As other baseball historians and I have written previously, Robinson himself was told not to react to slights and provocations, to be quiet in the face of adversity for the greater good of integration and societal progress in race relations.
Robinson was admonished for his base-running style, imported from the Negro Leagues. Some interpreted his feinting and bounding back and forth as he took his leads off the bases as trying to embarrass opposing (white) players. It was downright unprofessional, was the message, not part of MLB’s culture.
Until it was.
The culture of the Negro Leagues and Latino baseball was derided by the sporting press and team executives. They said, “These players didn’t know how to play the game.” “They lacked the proper baseball schooling.” The black pioneers had to be taught lessons. They were knocked down at the plate for what they did with their bats, their feet, their gloves — and yes, even their mouths.
The parallels with how today’s gatekeepers criticize the style and gestures of players and people of color in both the sports and entertainment industries are almost identical. Or has the controversy over Beyonce’s Super Bowl 50 appearance already faded from memory?
Despite this legacy, the face of the MLB is changing.
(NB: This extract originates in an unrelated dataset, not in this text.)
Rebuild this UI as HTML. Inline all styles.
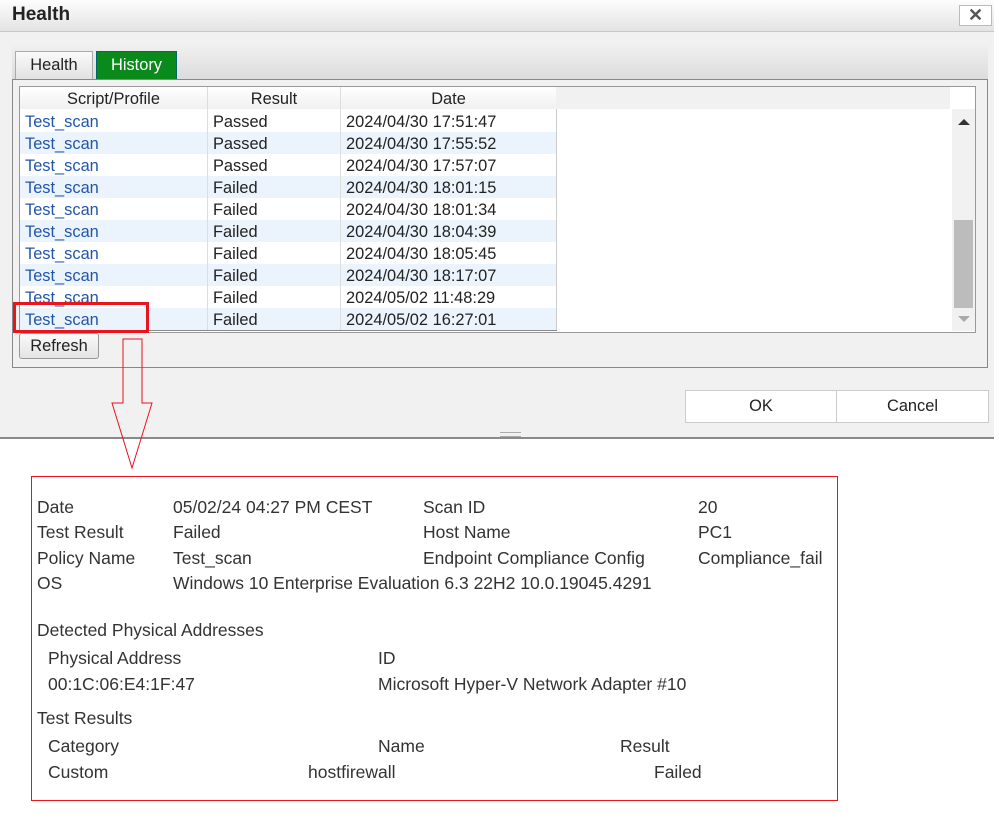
<!DOCTYPE html>
<html><head><style>
body{margin:0;width:999px;height:825px;position:relative;background:#fff;font-family:"Liberation Sans",Arial,sans-serif;overflow:hidden}
.a{position:absolute}
.t{position:absolute;font-size:17.5px;color:#333;white-space:nowrap;line-height:20px}
.row{position:absolute;left:20px;width:536px;height:22px;font-size:16.4px;line-height:24px}
.row span{position:absolute;top:0}
</style></head><body>
<div class="a" style="left:0;top:0;width:994px;height:437px;background:#f1f1f1;border-bottom:2px solid #8a8a8a"></div>
<div class="a" style="left:0;top:0;width:994px;height:31px;background:linear-gradient(#fdfdfd,#e3e3e3);border-bottom:1px solid #c8c8c8"></div>
<div class="a" style="left:12px;top:3px;font-size:19px;font-weight:bold;color:#222;line-height:24px">Health</div>
<div class="a" style="left:959px;top:5px;width:31px;height:19px;background:#fff;border:1px solid #bbb;font-size:18px;font-weight:bold;color:#555;text-align:center;line-height:19px">✕</div>
<div class="a" style="left:12px;top:40px;width:976px;height:39px;background:linear-gradient(#f3f3f3,#dcdcdc)"></div>
<div class="a" style="left:15px;top:51px;width:76px;height:27px;background:linear-gradient(#fafafa,#e2e2e2);border:1px solid #aaa;border-bottom:none;font-size:16.4px;color:#222;text-align:center;line-height:27px">Health</div>
<div class="a" style="left:96px;top:51px;width:79px;height:28px;background:#0a8a1a;border:1px solid #066;border-bottom:none;font-size:16.4px;color:#fff;text-align:center;line-height:27px">History</div>
<div class="a" style="left:12px;top:79px;width:974px;height:287px;border:1px solid #888;background:#f1f1f1"></div>
<div class="a" style="left:19px;top:86px;width:955px;height:245px;border:1px solid #999;background:#fff"></div>
<div class="a" style="left:20px;top:87px;width:930px;height:22px;background:#f1f1f1"></div>
<div class="a" style="left:20px;top:87px;width:536px;height:22px;background:linear-gradient(#fff,#f0f0f0)"></div>
<div class="a" style="left:952px;top:109px;width:23px;height:222px;background:#f1f1f1"></div>
<div class="a" style="left:954px;top:220px;width:19px;height:88px;background:#bcbcbc"></div>
<div class="a" style="left:958px;top:119px;width:0;height:0;border-left:6px solid transparent;border-right:6px solid transparent;border-bottom:6px solid #333"></div>
<div class="a" style="left:958px;top:316px;width:0;height:0;border-left:6px solid transparent;border-right:6px solid transparent;border-top:6px solid #aaa"></div>
<div class="row" style="top:87px;color:#222"><span style="left:0;width:187px;text-align:center">Script/Profile</span><span style="left:188px;width:132px;text-align:center">Result</span><span style="left:321px;width:215px;text-align:center">Date</span></div>
<div id="rows"></div>
<div class="a" style="left:207px;top:87px;width:1px;height:244px;background:#ddd"></div>
<div class="a" style="left:340px;top:87px;width:1px;height:244px;background:#ddd"></div>
<div class="a" style="left:556px;top:109px;width:1px;height:222px;background:#ccc"></div>
<div class="a" style="left:20px;top:330px;width:537px;height:1px;background:#888"></div>
<div class="a" style="left:13px;top:302px;width:130px;height:25px;border:3px solid #e8141e"></div>
<div class="a" style="left:19px;top:333px;width:78px;height:24px;border:1px solid #999;border-radius:3px;background:linear-gradient(#fafafa,#e4e4e4);font-size:16.4px;color:#222;text-align:center;line-height:24px">Refresh</div>
<div class="a" style="left:685px;top:390px;width:150px;height:31px;border:1px solid #ccc;background:#fff;font-size:16.4px;color:#222;text-align:center;line-height:31px">OK</div>
<div class="a" style="left:836px;top:390px;width:151px;height:31px;border:1px solid #ccc;background:#fff;font-size:16.4px;color:#222;text-align:center;line-height:31px">Cancel</div>
<div class="a" style="left:500px;top:432px;width:21px;height:3px;border-top:1px solid #aaa;border-bottom:1px solid #aaa"></div>
<svg class="a" style="left:0;top:0" width="999" height="825"><path d="M123 339H142V403H152L132 468L112 403H123Z" fill="none" stroke="#e8141e" stroke-width="1"/></svg>
<div class="a" style="left:31px;top:476px;width:805px;height:323px;border:1px solid #e8141e"></div>
<div class="t" style="left:37px;top:497px">Date</div><div class="t" style="left:173px;top:497px">05/02/24 04:27 PM CEST</div><div class="t" style="left:423px;top:497px">Scan ID</div><div class="t" style="left:698px;top:497px">20</div>
<div class="t" style="left:37px;top:522px">Test Result</div><div class="t" style="left:173px;top:522px">Failed</div><div class="t" style="left:423px;top:522px">Host Name</div><div class="t" style="left:698px;top:522px">PC1</div>
<div class="t" style="left:37px;top:548px">Policy Name</div><div class="t" style="left:173px;top:548px">Test_scan</div><div class="t" style="left:423px;top:548px">Endpoint Compliance Config</div><div class="t" style="left:698px;top:548px">Compliance_fail</div>
<div class="t" style="left:37px;top:573px">OS</div><div class="t" style="left:173px;top:573px">Windows 10 Enterprise Evaluation 6.3 22H2 10.0.19045.4291</div>
<div class="t" style="left:37px;top:620px">Detected Physical Addresses</div>
<div class="t" style="left:48px;top:648px">Physical Address</div><div class="t" style="left:378px;top:648px">ID</div>
<div class="t" style="left:48px;top:674px">00:1C:06:E4:1F:47</div><div class="t" style="left:378px;top:674px">Microsoft Hyper-V Network Adapter #10</div>
<div class="t" style="left:37px;top:708px">Test Results</div>
<div class="t" style="left:48px;top:736px">Category</div><div class="t" style="left:378px;top:736px">Name</div><div class="t" style="left:620px;top:736px">Result</div>
<div class="t" style="left:48px;top:762px">Custom</div><div class="t" style="left:308px;top:762px">hostfirewall</div><div class="t" style="left:654px;top:762px">Failed</div>
<script>
var d=[["Passed","2024/04/30 17:51:47"],["Passed","2024/04/30 17:55:52"],["Passed","2024/04/30 17:57:07"],["Failed","2024/04/30 18:01:15"],["Failed","2024/04/30 18:01:34"],["Failed","2024/04/30 18:04:39"],["Failed","2024/04/30 18:05:45"],["Failed","2024/04/30 18:17:07"],["Failed","2024/05/02 11:48:29"],["Failed","2024/05/02 16:27:01"]];
var h="";d.forEach(function(r,i){h+='<div class="row" style="top:'+(110+i*22)+'px;background:'+(i%2?'#ebf4fd':'#fff')+'"><span style="left:5px;color:#2255aa">Test_scan</span><span style="left:193px;color:#222">'+r[0]+'</span><span style="left:326px;color:#222">'+r[1]+'</span></div>';});
document.getElementById("rows").outerHTML=h;
</script>
</body></html>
Washington’s Bryce Harper has on several occasions been caught in the maelstrom of “playing the game the right way” much like Bautista, including being drilled by a fastball. On occasion, Harper will charge the mound, but he usually pokes fun at his detractors by sporting a cap with “Make baseball fun again” emblazoned across the front. Given the increasing likelihood that a Dominican, a Cuban or even a Korean will be the one to deliver the winning blow in a game, when will we start accepting that feats like this merit a celebration greater than a fist-pump? One that departs from the “tut-tut” commentary of the past?
Embracing the bat flip would demonstrate that MLB has embraced the diverse routes that brought its players to the diamond in the U.S., as well as the roots of baseball in the cultures and societies from which these ballplayers come.
It would be a small sign that MLB is ready to act like it’s been there before.